The fact is, prior to the 1960s most Arabs were ambivalent about the United States. Thousands of them emigrated there and to other Western countries in search of a better life and more political freedom. The fact that the United States or the West is now seen as their enemy is of secondary import: the US only became an enemy of the Arab nationalist movements when it was obvious that it is Washington that was helping to support the Zionist government of Israel in its efforts against Palestinian self-determination.

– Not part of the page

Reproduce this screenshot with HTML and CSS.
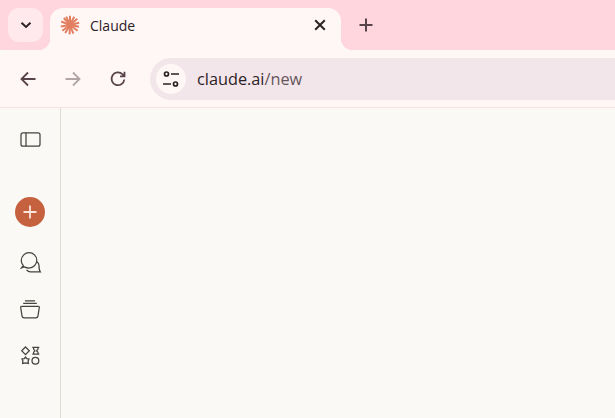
FILE: index.html
```html
<!doctype html>
<html lang="en">

    <head>
        <meta charset="UTF-8" />
        <title>Claude</title>
        <link rel="stylesheet" href="styles.css">
    </head>

    <body>
        <div class="tabstrip">
            <div class="tab_search">
                <svg width="16" height="16" viewBox="0 0 16 16"><path class="ico_dark" stroke-width="2" d="M3.5 5.8 8 10l4.500-4.200" /></svg>
            </div>
            <div class="tab">
                <svg class="tab_logo" width="20" height="20" viewBox="0 0 20 20">
                    <g class="spokes">
                        <path d="M10 10V0.800" />
                        <path d="M10 10 14.200 1.800" />
                        <path d="M10 10 17.300 3.700" />
                        <path d="M10 10 19.200 7.800" />
                        <path d="M10 10 19 11.800" />
                        <path d="M10 10 17.600 15.800" />
                        <path d="M10 10 13.300 18.600" />
                        <path d="M10 10 9.600 19.400" />
                        <path d="M10 10 5.200 18" />
                        <path d="M10 10 2.300 15.700" />
                        <path d="M10 10 0.800 11.500" />
                        <path d="M10 10 1.200 6.500" />
                        <path d="M10 10 3.800 3" />
                        <path d="M10 10 6.200 1.600" />
                    </g>
                </svg>
                <span class="tab_title">Claude</span>
                <svg class="tab_close" width="16" height="16" viewBox="0 0 16 16"><path class="ico_dark" stroke-width="2" d="M3.200 3.200 12.800 12.800M12.800 3.200 3.200 12.800" /></svg>
            </div>
            <div class="new_tab">
                <svg width="16" height="16" viewBox="0 0 16 16"><path class="ico_brown" stroke-width="2" d="M8 1.500V14.500M1.500 8H14.500" /></svg>
            </div>
        </div>

        <div class="toolbar">
            <div class="nav_btn">
                <svg width="18" height="18" viewBox="0 0 18 18"><path class="ico_brown" stroke-width="1.800" d="M16.500 9H2.500M9 2.500 2.500 9 9 15.500" /></svg>
            </div>
            <div class="nav_btn nav_off">
                <svg width="18" height="18" viewBox="0 0 18 18"><path class="ico_brown" stroke-width="1.800" d="M1.500 9H15.500M9 2.500 15.500 9 9 15.500" /></svg>
            </div>
            <div class="nav_btn">
                <svg width="18" height="18" viewBox="0 0 18 18"><path class="ico_brown" stroke-width="1.800" d="M15.300 9.500A6.400 6.400 0 1 1 13.400 4.200L15.500 6.300M15.500 1.800V6.300H11" /></svg>
            </div>
            <div class="omnibox">
                <div class="site_chip">
                    <svg width="18" height="18" viewBox="0 0 18 18">
                        <circle class="ico_dark thin" cx="4.500" cy="4" r="2" />
                        <path class="ico_dark thin" d="M9 4H17M1 14H9" />
                        <circle class="ico_dark thin" cx="13.500" cy="14" r="2" />
                    </svg>
                </div>
                <div class="url">claude.ai<span class="url_path">/new</span></div>
            </div>
        </div>

        <div class="page">
            <div class="sidebar">
                <svg class="side_ico" width="24" height="24" viewBox="0 0 24 24">
                    <rect class="ico_side" x="3" y="5.800" width="19" height="13.400" rx="2" />
                    <path class="ico_side" d="M8 5.800V19.200" />
                </svg>
                <div class="add_btn">
                    <svg width="16" height="16" viewBox="0 0 16 16"><path class="ico_add" d="M8 1.500V14.500M1.500 8H14.500" /></svg>
                </div>
                <svg class="side_ico" width="24" height="24" viewBox="0 0 24 24">
                    <path class="ico_side" d="M3.500 17.800 5.200 15.500C3.800 13.800 3.200 12 3.300 10.300 3.500 6 7 2.700 11 2.700 15.300 2.700 18.800 6 18.800 10.300 18.800 14.600 15.300 18 11 18 8.800 18 7.200 17.300 6 16.800Z" />
                    <path class="ico_side" d="M19 11.800C20.300 12.800 21 14 21 15.500 21 18 21.200 20.500 22.300 21.800H12.500C10.800 21.800 9.500 21 8.600 19.800" />
                </svg>
                <svg class="side_ico" width="24" height="24" viewBox="0 0 24 24">
                    <path class="ico_side" d="M7 3.800H17M5.200 6.300H18.800" />
                    <path class="ico_side" d="M3.800 9.300H20.200C21 9.300 21.400 9.800 21.300 10.500L20 18.800C19.800 20.200 19 20.800 17.800 20.800H6.200C5 20.800 4.200 20.200 4 18.800L2.700 10.500C2.600 9.800 3 9.300 3.800 9.300Z" />
                </svg>
                <svg class="side_ico" width="24" height="24" viewBox="0 0 24 24">
                    <path class="ico_side" d="M7.500 3 11.300 6.800 7.500 10.600 3.700 6.800Z" />
                    <path class="ico_side" d="M14.300 3.400H21.300M14.300 10.200H21.300M15.600 3.400V5C15.600 6 17 6 17 6.800S15.600 7.600 15.600 8.600V10.200M20 3.400V5C20 6 18.600 6 18.600 6.800S20 7.600 20 8.600V10.200" />
                    <path class="ico_side" d="M7.500 13 8.800 14.600 11 15 10.100 16.900 10.400 19.400 7.500 18.800 4.600 19.400 4.900 16.900 4 15 6.200 14.600Z" />
                    <circle class="ico_side" cx="17.400" cy="16.700" r="3.400" />
                </svg>
            </div>
            <div class="main"></div>
        </div>
    </body>

</html>
```

FILE: styles.css
```css
* {
    padding: 0px;
    margin: 0px;
    box-sizing: border-box;
}

html,
body {
    width: 100%;
    height: 100%;
    overflow: hidden;
}

body {
    display: flex;
    flex-direction: column;
    font-family: "Open Sans", "Liberation Sans", sans-serif;
    background: #faf9f5;
}

svg {
    display: block;
    fill: none;
}

.ico_dark {
    fill: none;
    stroke: #2c2226;
}

.ico_dark.thin {
    stroke-width: 1.7;
}

.ico_brown {
    stroke: #59434a;
}

.ico_side {
    fill: none;
    stroke: #45433e;
    stroke-width: 1.25;
}

.ico_add {
    stroke: #fbe4da;
    stroke-width: 1.8;
}

/* tab row */
.tabstrip {
    height: 50px;
    flex-shrink: 0;
    display: flex;
    align-items: flex-start;
    padding: 8px 0px 0px 8px;
    background: #ffd5de;
}

.tab_search {
    width: 35px;
    height: 34px;
    display: flex;
    align-items: center;
    justify-content: center;
    background: #ffe9ec;
    border-radius: 11px;
}

.tab {
    position: relative;
    width: 291px;
    height: 42px;
    margin-left: 7px;
    padding: 0px 13px 8px 10px;
    display: flex;
    align-items: center;
    background: #fff7f5;
    border-radius: 13px 13px 0px 0px;
}

/* inverse corners at the foot of the tab */
.tab::before,
.tab::after {
    content: "";
    position: absolute;
    bottom: 0px;
    width: 12px;
    height: 12px;
}

.tab::before {
    left: -12px;
    background: radial-gradient(circle at 0px 0px, transparent 12px, #fff7f5 12.500px);
}

.tab::after {
    right: -12px;
    background: radial-gradient(circle at 12px 0px, transparent 12px, #fff7f5 12.500px);
}

.spokes path {
    stroke: #e27f60;
    stroke-width: 2;
}

.tab_title {
    margin-left: 10px;
    font-size: 14px;
    color: #2c2226;
}

.tab_close {
    margin-left: auto;
}

.new_tab {
    margin: 9px 0px 0px 17px;
}

/* address row */
.toolbar {
    height: 58px;
    flex-shrink: 0;
    display: flex;
    align-items: center;
    gap: 27px;
    padding: 1px 0px 0px 19px;
    background: #fff7f5;
    border-radius: 12px 0px 0px 0px;
    border-bottom: 1px solid #f8e2e1;
}

.nav_off {
    opacity: 0.45;
}

.omnibox {
    flex: 1;
    height: 42px;
    margin-left: -4px;
    margin-right: -30px;
    padding-left: 6px;
    display: flex;
    align-items: center;
    background: #f2e6ea;
    border-radius: 21px;
}

.site_chip {
    width: 30px;
    height: 30px;
    display: flex;
    align-items: center;
    justify-content: center;
    background: #fff7f5;
    border-radius: 50%;
}

.url {
    margin-left: 11px;
    font-size: 16.300px;
    color: #2c2226;
}

.url_path {
    color: #66565c;
}

/* claude page */
.page {
    flex: 1;
    display: flex;
}

.sidebar {
    width: 61px;
    display: flex;
    flex-direction: column;
    align-items: center;
    padding: 19px 0px 0px 0px;
    border-right: 1px solid #dfddd6;
}

.side_ico {
    margin-bottom: 23px;
}

.add_btn {
    width: 30px;
    height: 30px;
    margin: 23px 0px 23px 0px;
    display: flex;
    align-items: center;
    justify-content: center;
    background: #c6613f;
    border-radius: 50%;
}

.main {
    flex: 1;
}
```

It was only when the US began to actively court and support the Zionist regime in Tel Aviv that the Arabs' perception of the US began to change: From then on the US was no longer the land of hope and plenty, but rather the ally of Israel.
All in all, Emerson's book is at best a case of over-generalization and at worst a case of prejudiced stereotyping. The fact that it singles out Islam and Muslims in particular makes it a harrowing, read, parti,cularly for Muslims who are already living and working in the West and who want to be accepted as citizens of Western countries. Already denied equal access at the job market and having to face the daily reutilized prejudice of racism, Muslims in America now have yet another albatross around their neck: Dubbed as the potential terrorists within, they are now forced to come out in defense of themselves even more, constantly having to prove their 'loyalty' to a country which does not demand the same from others. The net result from works such as these can only be the further alienation and anomie of Muslims who feel increasingly isolated and marginalized in the West. Under such circumstances, would it not make sense to rebel against the very order that oppresses them? And if they do so, who is to be blamed? The Muslims or the ones who have labeled them the new 'enemy within'?